October 5, 2015 - 12:00 AM

Soon after the tragic mass killing at Umpqua Community College in Roseburg, Ore., cries for strict gun control came in a flood.
There is a positive correlation between gun control and homicide rates, studies have found, but it is not so simple to restrict guns sales and ownership in a free society, and one that has been thus for decades.
Gun ownership is a deep-rooted fact of life. More than 40 percent of guns, of all nature, privately owned, are found in the United States, most for sporting use.
On the flip side, a large number of handguns, as well as assault rifles and other weapons designed primarily to kill people and magazines gorged with ammunition make up a component that has been mentioned most often by those who want to impose restrictions, through waiting periods, registration and outright bans.
The unfortunate outcome is that essentially all people who would honor such restrictions pose no threat. They are good, honest folks who have a liking for weapons, without any thought of using them for illegal acts.
Would restrictions help? Most likely. Will they occur? Doubtful, given the political temper of the nation today and for the foreseeable future.

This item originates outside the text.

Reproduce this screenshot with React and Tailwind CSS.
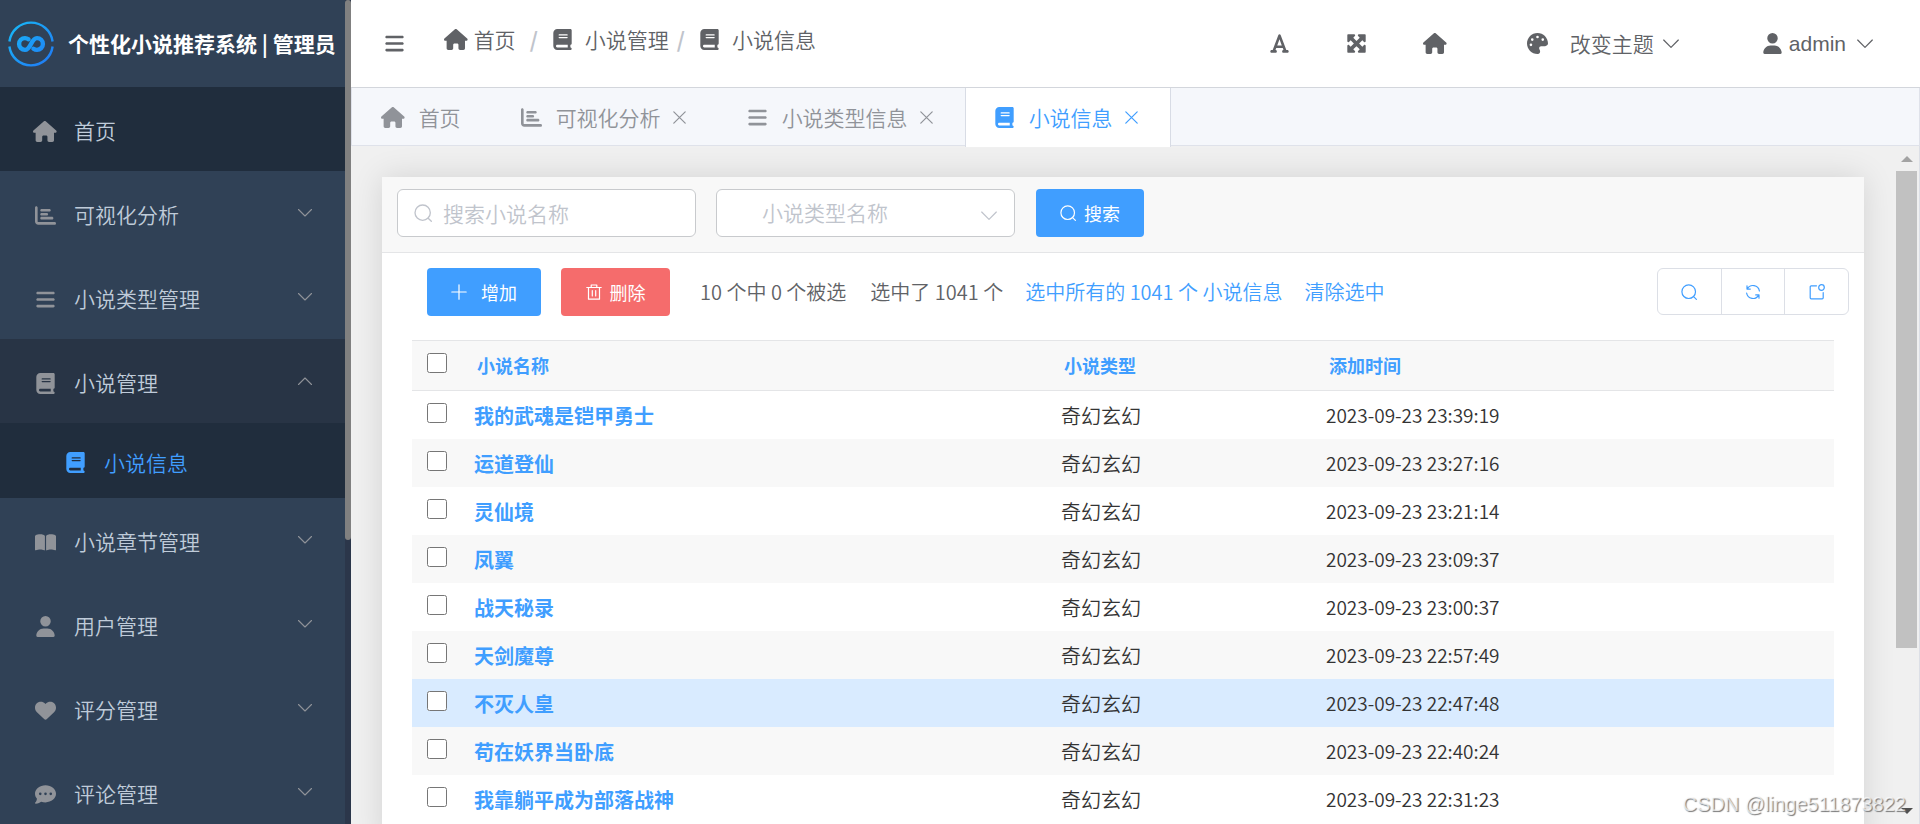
import React from "react";
import {
  FaBars,
  FaBook,
  FaBookOpen,
  FaChartBar,
  FaCommentDots,
  FaFont,
  FaHeart,
  FaMaximize,
  FaPalette,
  FaUser,
} from "react-icons/fa6";

const HouseIcon = ({ className }) => (
  <svg viewBox="0 0 576 512" className={className} fill="currentColor" aria-hidden="true">
    <path d="M575.8 255.5c0 18-15 32.1-32 32.1h-32l.7 160.2c0 2.7-.2 5.4-.5 8.1V472c0 22.1-17.9 40-40 40H392c-22.1 0-40-17.9-40-40v-88c0-17.700-14.300-32-32-32h-64c-17.700 0-32 14.300-32 32v88c0 22.100-17.900 40-40 40h-80c-22.100 0-40-17.900-40-40V287.600H32c-18 0-32-14-32-32.100c0-9 3-17 10-24L266.400 8c7-7 15-8 22-8s15 2 21 7L564.800 231.500c8 7 12 15 11 24z" />
  </svg>
);

const menus = [
  { name: "首页", icon: HouseIcon, active: true },
  { name: "可视化分析", icon: FaChartBar },
  { name: "小说类型管理", icon: FaBars },
  { name: "小说管理", icon: FaBook, open: true, children: ["小说信息"] },
  { name: "小说章节管理", icon: FaBookOpen },
  { name: "用户管理", icon: FaUser },
  { name: "评分管理", icon: FaHeart },
  { name: "评论管理", icon: FaCommentDots },
];

const tabs = [
  { name: "首页", icon: HouseIcon },
  { name: "可视化分析", icon: FaChartBar, closable: true },
  { name: "小说类型信息", icon: FaBars, closable: true },
  { name: "小说信息", icon: FaBook, closable: true, active: true },
];

const crumbs = [
  { name: "首页", icon: HouseIcon, gap: "gap-1.5" },
  { name: "小说管理", icon: FaBook, gap: "gap-3" },
  { name: "小说信息", icon: FaBook, gap: "gap-3" },
];

const novels = [
  { name: "我的武魂是铠甲勇士", type: "奇幻玄幻", time: "2023-09-23 23:39:19" },
  { name: "运道登仙", type: "奇幻玄幻", time: "2023-09-23 23:27:16" },
  { name: "灵仙境", type: "奇幻玄幻", time: "2023-09-23 23:21:14" },
  { name: "凤翼", type: "奇幻玄幻", time: "2023-09-23 23:09:37" },
  { name: "战天秘录", type: "奇幻玄幻", time: "2023-09-23 23:00:37" },
  { name: "天剑魔尊", type: "奇幻玄幻", time: "2023-09-23 22:57:49" },
  { name: "不灭人皇", type: "奇幻玄幻", time: "2023-09-23 22:47:48", hover: true },
  { name: "苟在妖界当卧底", type: "奇幻玄幻", time: "2023-09-23 22:40:24" },
  { name: "我靠躺平成为部落战神", type: "奇幻玄幻", time: "2023-09-23 22:31:23" },
];

const Stroke = ({ className, width = 1.2, children }) => (
  <svg
    viewBox="0 0 16 16"
    className={className}
    fill="none"
    stroke="currentColor"
    strokeWidth={width}
    strokeLinecap="round"
    strokeLinejoin="round"
    aria-hidden="true"
  >
    {children}
  </svg>
);

const Chevron = ({ className, up }) => (
  <Stroke className={className} width={1.1}>
    <path d={up ? "M1.5 11.5 8 5l6.5 6.5" : "M1.5 4.5 8 11l6.5-6.5"} />
  </Stroke>
);

const SearchIcon = ({ className }) => (
  <Stroke className={className}>
    <circle cx="7.7" cy="7.7" r="6.8" />
    <path d="m12.6 12.6 2.8 2.8" />
  </Stroke>
);

const CloseIcon = ({ className }) => (
  <Stroke className={className} width={1.5}>
    <path d="m1 1 14 14M15 1 1 15" />
  </Stroke>
);

const Logo = () => (
  <svg viewBox="0 0 46 46" className="h-[46px] w-[46px] shrink-0" fill="none" aria-hidden="true">
    <defs>
      <linearGradient id="logo" x1="0" y1="0" x2="46" y2="46" gradientUnits="userSpaceOnUse">
        <stop offset="0" stopColor="#17bcf7" />
        <stop offset="1" stopColor="#2176f5" />
      </linearGradient>
    </defs>
    <path d="M1.4 20.5a21.8 21.8 0 0 1 43.2 0M1.4 25.5a21.8 21.8 0 0 0 43.2 0" stroke="url(#logo)" strokeWidth="2.4" />
    <path
      d="M20.5 18.3c-1.1-.8-2.2-1.2-3.5-1.2a5.9 5.9 0 0 0 0 11.8c6.2 0 5.8-11.8 12-11.8a5.9 5.9 0 0 1 0 11.8c-1.3 0-2.4-.4-3.5-1.2"
      stroke="url(#logo)"
      strokeWidth="4.4"
      strokeLinecap="round"
    />
  </svg>
);

const Sidebar = () => (
  <aside className="flex w-[351px] shrink-0 bg-[#2b364a] text-[21px]">
    <div className="min-w-0 flex-1 overflow-hidden bg-[#304156]">
      <div className="flex h-[87px] items-center gap-3.5 pl-2 text-white">
        <Logo />
        <h1 className="whitespace-nowrap font-bold">个性化小说推荐系统 | 管理员</h1>
      </div>
      <nav className="text-[#bfcbd9]">
        {menus.map(({ name, icon: Icon, active, open, children }) => (
          <div key={name}>
            <button
              className={`flex h-[84px] w-full items-center pl-[30px] pr-8 ${
                active ? "bg-[#202d3d]" : open ? "bg-[#283445]" : ""
              }`}
            >
              <span className="flex items-center pt-1">
                <span className="mr-3.5 flex w-[30px] justify-center text-[#909399]">
                  <Icon className="h-[21px] w-auto" />
                </span>
                {name}
              </span>
              {!active && <Chevron up={open} className="ml-auto h-4 w-4 text-[#909399]" />}
            </button>
            {children?.map((child) => (
              <a key={child} href="#" className="flex h-[75px] items-center bg-[#202d3d] pl-[65px] pt-1 text-[#409eff]">
                <FaBook className="mr-[18px] h-[21px] w-auto" />
                {child}
              </a>
            ))}
          </div>
        ))}
      </nav>
    </div>
    <div className="w-1.5">
      <div className="h-[540px] rounded-full bg-[#808080]" />
    </div>
  </aside>
);

const Header = () => (
  <header className="flex h-[88px] shrink-0 items-center border-b border-[#d3d6dc] bg-white pl-[33px] pr-[46px] text-[21px] text-[#606266]">
    <button aria-label="折叠菜单">
      <FaBars className="h-[21px] w-auto" />
    </button>
    <nav className="ml-[39px] flex items-center pb-2">
      {crumbs.map(({ name, icon: Icon, gap }, i) => (
        <React.Fragment key={name}>
          {i > 0 && <span className={`font-bold text-[#c0c4cc] ${i === 1 ? "mx-3.5" : "ml-2 mr-3.5"}`}>/</span>}
          <a href="#" className={`flex items-center ${gap}`}>
            <Icon className="h-[21px] w-auto" />
            {name}
          </a>
        </React.Fragment>
      ))}
    </nav>
    <div className="ml-auto flex items-center">
      <button aria-label="字体">
        <FaFont className="h-[21px] w-auto" />
      </button>
      <button aria-label="全屏" className="ml-14">
        <FaMaximize className="h-[21px] w-auto" />
      </button>
      <button aria-label="主页" className="ml-14">
        <HouseIcon className="h-[21px] w-auto" />
      </button>
      <button className="ml-20 flex items-center">
        <FaPalette className="mr-[22px] h-[21px] w-auto" />
        改变主题
        <Chevron className="ml-2 h-[18px] w-[18px]" />
      </button>
      <button className="ml-[82px] flex items-center font-['Liberation_Sans',sans-serif]">
        <FaUser className="mr-1.5 h-[21px] w-auto" />
        admin
        <Chevron className="ml-2.5 h-[18px] w-[18px]" />
      </button>
    </div>
  </header>
);

const Tabs = () => (
  <div className="flex h-[58px] shrink-0 border-b border-l border-r border-[#dfe2ea] bg-[#f5f7fb] text-[21px] text-[#909399]">
    {tabs.map(({ name, icon: Icon, closable, active }) => (
      <div
        key={name}
        className={`flex items-center pt-0.5 ${closable ? "pr-8" : "pr-[31px]"} ${
          active ? "-mb-0.5 border-l border-r border-[#d8dce5] bg-white pb-0.5 pl-7 text-[#409eff]" : "pl-[29px]"
        }`}
      >
        <button className="flex items-center gap-3.5">
          <Icon className="h-[21px] w-auto" />
          {name}
        </button>
        {closable && (
          <button aria-label={`关闭${name}`} className="ml-3">
            <CloseIcon className="h-[13px] w-[13px]" />
          </button>
        )}
      </div>
    ))}
  </div>
);

const Filters = () => (
  <form className="flex h-[76px] items-start border-b border-[#e4e5e7] bg-[#f8f8f8] pl-[15px] pt-3">
    <label className="relative">
      <SearchIcon className="absolute left-[17px] top-[15px] h-[18px] w-[18px] text-[#c0c4cc]" />
      <input
        type="text"
        aria-label="搜索小说名称"
        placeholder="搜索小说名称"
        className="h-12 w-[299px] rounded-md border border-[#c8cacd] bg-white pl-[45px] text-[21px] placeholder:text-[#c0c4cc]"
      />
    </label>
    <label className="relative ml-5">
      <select
        aria-label="小说类型名称"
        className="h-12 w-[299px] appearance-none rounded-md border border-[#c8cacd] bg-white pl-[45px] text-[21px] text-[#c0c4cc]"
      >
        <option>小说类型名称</option>
      </select>
      <Chevron className="absolute right-[17px] top-[18px] h-[18px] w-[18px] text-[#c0c4cc]" />
    </label>
    <button
      type="button"
      className="ml-[21px] flex h-12 w-[108px] items-center justify-center gap-2 rounded bg-[#409eff] text-lg font-normal text-white"
    >
      <SearchIcon className="h-4 w-4" />
      搜索
    </button>
  </form>
);

const Toolbar = () => (
  <div className="flex items-center pl-[45px] pr-[15px] pt-[15px] text-xl text-[#606266]">
    <button className="flex h-12 w-[114px] items-center justify-center gap-3.5 rounded bg-[#409eff] text-lg font-normal text-white">
      <Stroke className="h-4 w-4">
        <path d="M8 .8v14.4M.8 8h14.4" />
      </Stroke>
      增加
    </button>
    <button className="ml-5 flex h-12 w-[109px] items-center justify-center gap-2 rounded bg-[#f56c6c] text-lg font-normal text-white">
      <Stroke className="h-4 w-4">
        <path d="M.8 3.5h14.4M5.2 3.5V1h5.6v2.5M2.5 3.5v11.7h11V3.5M6.3 6.5V12M9.7 6.5V12" />
      </Stroke>
      删除
    </button>
    <span className="ml-[30px]">10 个中 0 个被选</span>
    <span className="ml-6">选中了 1041 个</span>
    <a href="#" className="ml-[22px] text-[#409eff]">
      选中所有的 1041 个 小说信息
    </a>
    <a href="#" className="ml-[22px] text-[#409eff]">
      清除选中
    </a>
    <div className="mb-px ml-auto flex h-[47px] w-48 divide-x divide-[#dcdfe6] rounded-md border border-[#dcdfe6] text-[#409eff]">
      <button aria-label="搜索" className="flex flex-1 items-center justify-center">
        <SearchIcon className="h-4 w-4" />
      </button>
      <button aria-label="刷新" className="flex flex-1 items-center justify-center">
        <Stroke className="h-4 w-4">
          <path d="M2.3 4.9A6.5 6.5 0 0 1 14.4 7M13.7 11.1A6.5 6.5 0 0 1 1.6 9M2 1.8v3.3h3.3M14 14.2v-3.3h-3.3" />
        </Stroke>
      </button>
      <button aria-label="导出" className="flex flex-1 items-center justify-center">
        <Stroke className="h-4 w-4">
          <path d="M7.5 1.8H2.2a1 1 0 0 0-1 1v11a1 1 0 0 0 1 1h11a1 1 0 0 0 1-1V8.5" />
          <circle cx="12.5" cy="3.5" r="2.8" />
        </Stroke>
      </button>
    </div>
  </div>
);

const NovelTable = () => (
  <table className="w-full table-fixed border-collapse text-left text-xl text-[#333]">
    <colgroup>
      <col className="w-[62px]" />
      <col className="w-[587px]" />
      <col className="w-[265px]" />
      <col />
    </colgroup>
    <thead>
      <tr className="h-[50px] border-y border-[#e4e5e7] bg-[#f8f8f8] text-lg text-[#409eff]">
        <th className="pl-[15px] pt-3 align-top">
          <input type="checkbox" aria-label="全选" className="block h-5 w-5" />
        </th>
        <th className="pb-0.5 pl-[3px]">小说名称</th>
        <th className="pb-0.5 pl-[3px]">小说类型</th>
        <th className="pb-0.5 pl-[3px]">添加时间</th>
      </tr>
    </thead>
    <tbody>
      {novels.map(({ name, type, time, hover }) => (
        <tr key={name} className={`h-12 ${hover ? "bg-[#d9ebff]" : "even:bg-[#f8f8f8]"}`}>
          <td className="pl-[15px] pt-3 align-top">
            <input type="checkbox" aria-label={name} className="block h-5 w-5" />
          </td>
          <td className="pt-0.5">
            <a href="#" className="font-bold text-[#409eff]">
              {name}
            </a>
          </td>
          <td className="pt-0.5">{type}</td>
          <td className="pt-0.5 text-[19px]">{time}</td>
        </tr>
      ))}
    </tbody>
  </table>
);

const Scrollbar = () => (
  <div className="flex w-6 shrink-0 flex-col items-center border-r border-[#dcdfe6] pr-0.5">
    <svg viewBox="0 0 12 6" className="mt-2.5 h-1.5 w-3 fill-[#a3a3a3]" aria-hidden="true">
      <path d="M6 0 12 6H0z" />
    </svg>
    <div className="mt-[9px] h-[477px] w-[21px] bg-[#c1c1c1]" />
    <svg viewBox="0 0 12 6" className="mb-2.5 mt-auto h-1.5 w-3 fill-[#505050]" aria-hidden="true">
      <path d="M0 0h12L6 6z" />
    </svg>
  </div>
);

const App = () => {
  return (
    <div className="relative flex h-screen overflow-hidden bg-[#f0f0f0] font-['Noto_Sans_CJK_SC',sans-serif] font-[350]">
      <Sidebar />
      <div className="flex min-w-0 flex-1 flex-col">
        <Header />
        <Tabs />
        <div className="flex min-h-0 flex-1">
          <main className="min-w-0 flex-1 overflow-hidden pl-[31px] pr-8 pt-[31px]">
            <div className="bg-white shadow-[0_0_30px_rgba(0,0,0,0.12)]">
              <Filters />
              <Toolbar />
              <div className="px-[30px] pb-6 pt-6">
                <NovelTable />
              </div>
            </div>
          </main>
          <Scrollbar />
        </div>
      </div>
      <span className="absolute bottom-1.5 right-3.5 font-['Liberation_Sans',sans-serif] text-xl text-white/70 [text-shadow:1px_1px_1px_#777]">
        CSDN @linge511873822
      </span>
    </div>
  );
};

export default App;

A SECOND commentary that surfaces with mass shootings and other acts of a horrible nature, is mental impairment of the person responsible — probably a given with abhorrent crimes.
But it is faulty argument to make generalizations. Fact is, more often people with mental disorders are victims of violence and abuse, not perpetrators.
Other factors often noted as causes of such crimes are drug and alcohol abuse, poverty and family situations that have compounded over years and become an unbearable burden. In some cases, news reports that dwell so extensively on spectacular and bloody events may spawn copycats.

WHATEVER the circumstances that lead someone to callously kill must be defined well enough, and in narrow enough terms, to find a way to deal with root causes. And then we must vigorously pursue a lasting solution.